The main focus of the month was undoubtedly the UK’s vote to leave the EU. Subsequent political events paid tribute to Machiavelli and were beyond parody but have resulted in Theresa May becoming Prime Minister earlier than expected and mob-rule in the Labour party.
Stock-markets moved higher in anticipation of a vote to remain in the EU; the sell-off in response to the Leave-vote was sharp but not cataclysmic, and was generally short-lived with the currency taking the biggest hit. There has been a stark contrast between the rise in the internationally-biased FTSE 100 index, up 5% since the vote, and the 3% decline in the mid-cap FTSE 250 index, which features companies more directly exposed to the UK economy. The drop in sterling to 31-year lows resulted in overseas stock-market gains of 10-15% in sterling terms.
Central banks were quick to announce supportive measures for markets and the banking system; in addition, governor Mark Carney hinted that the deteriorating economic outlook would be likely to result in the Bank of England taking action to ease conditions over the summer.
One of the more immediate consequences of Brexit was the turmoil in UK commercial property funds. Initially funds called in independent experts to assess the likely impact on valuations post-referendum; this resulted in downward revisions in the region of 5%, which led to panic-selling amongst investors. We don’t yet know the amounts involved but they were deemed large enough to cause funds to temporarily suspend dealing in order to protect existing unit-holders from fire-sale prices.
So the UK survived Brexit! OK, our holidays might now be more Butlin’s than Florida but we have the golden scenario of a lower currency and record low interest rates to help industry. Oh, and shares have (generally) rallied well, especially overseas holdings in sterling terms. But let’s not get too carried away.
It’s a tired old phrase, but stock markets hate uncertainty; they even prefer bad news because at least then they know what they’re dealing with. At the moment life is just a little more certain in that we now know the UK will attempt to leave the EU and that it has a new Prime Minister committed to some form of Brexit. This, plus the expectation of further central bank stimulus and interest rates remaining lower for longer, is driving shares and bonds higher.

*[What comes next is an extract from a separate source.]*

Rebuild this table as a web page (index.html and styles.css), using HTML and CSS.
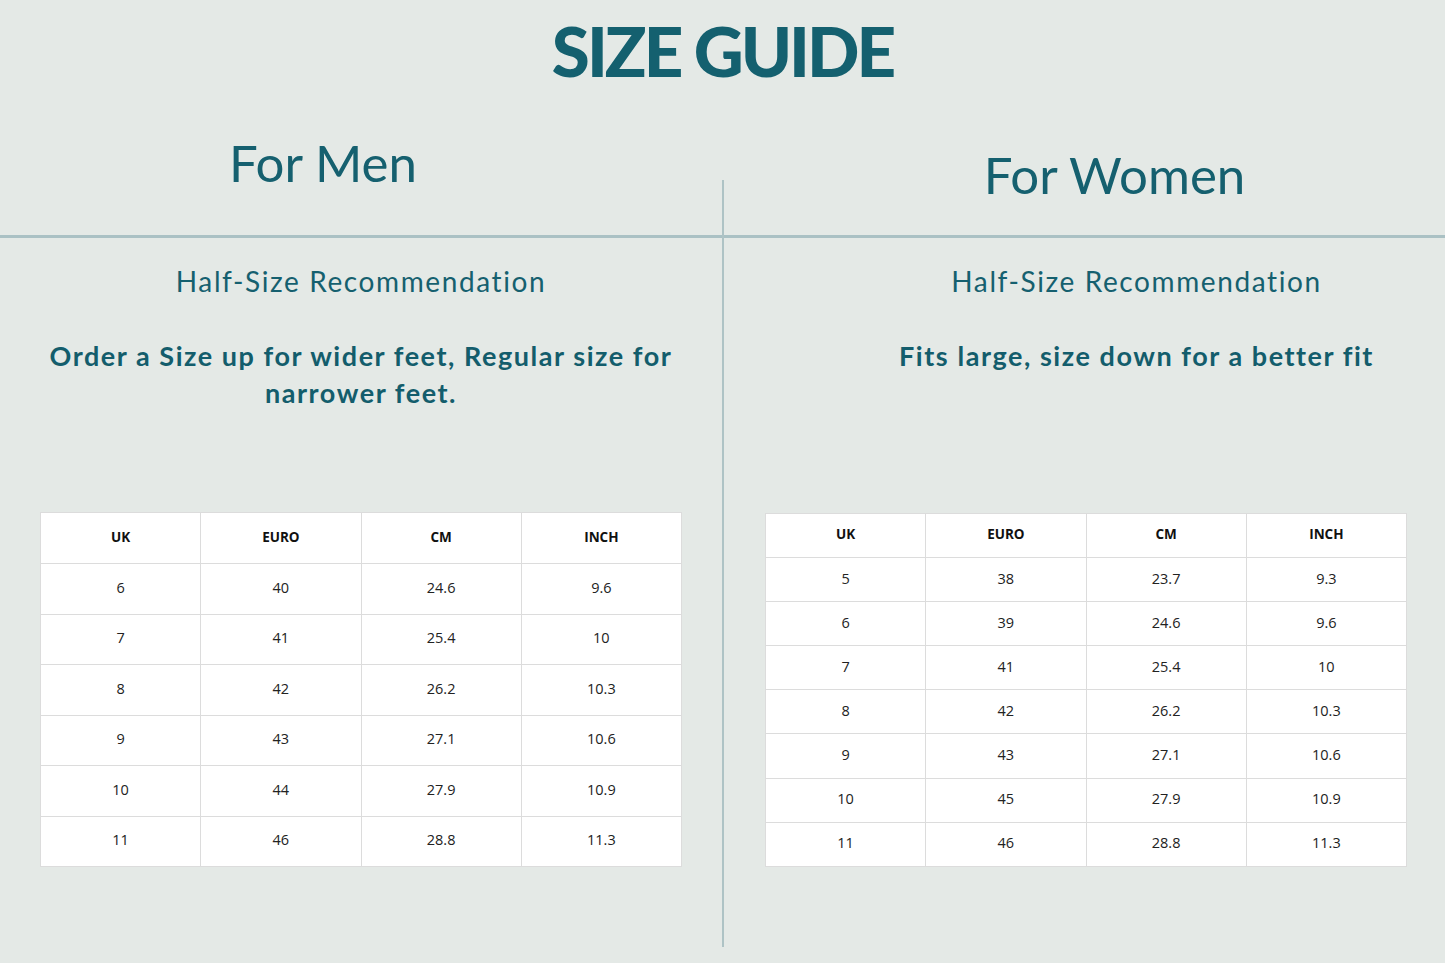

But lest we forget, the US Federal Reserve is still committed to raising rates (at some point), and the most recent stronger than expected jobs data from the US will only strengthen their case. Closer to home a potential banking crisis is smouldering in Italy that might pit prime minister Renzi against his Eurocrat rulers. Further, the Eurozone has just announced that it will issue sanctions against Spain and Portugal (but not Italy and France) for making insufficient effort to cut their budget deficits.
The UK might well fall into recession; no-one can be sure but it’s reasonable to assume that, at the margin, some projects will be scrapped and others put on hold until there is more idea of what form future trade agreements will take.
And still in the background remain two fundamental concerns; firstly, that there is too much debt around the world and secondly that few, if any, assets look compelling when valued on current earnings. Further central bank support (interference?) may well accentuate this without solving the problem of returning confidence to the economy, rather than stock-markets.
We used the sharp fall in the currency to switch our weighting in Japan into a similar fund but without exposure to the Yen. This will benefit if sterling recovers against the Yen in the future.
We locked in some profits on our UK income funds, reducing the weighting in favour of a low-cost FTSE 100 tracker, which could benefit if focus remains on companies with international earnings.
We also took advantage of the post-referendum rally to raise our cash weighting by 2-3% by halving our holding in Liontrust Special Situations fund.
Gold has continued to trade higher and remains a useful hedge against the perceived failure of central bank policies and the general uncertainty ahead.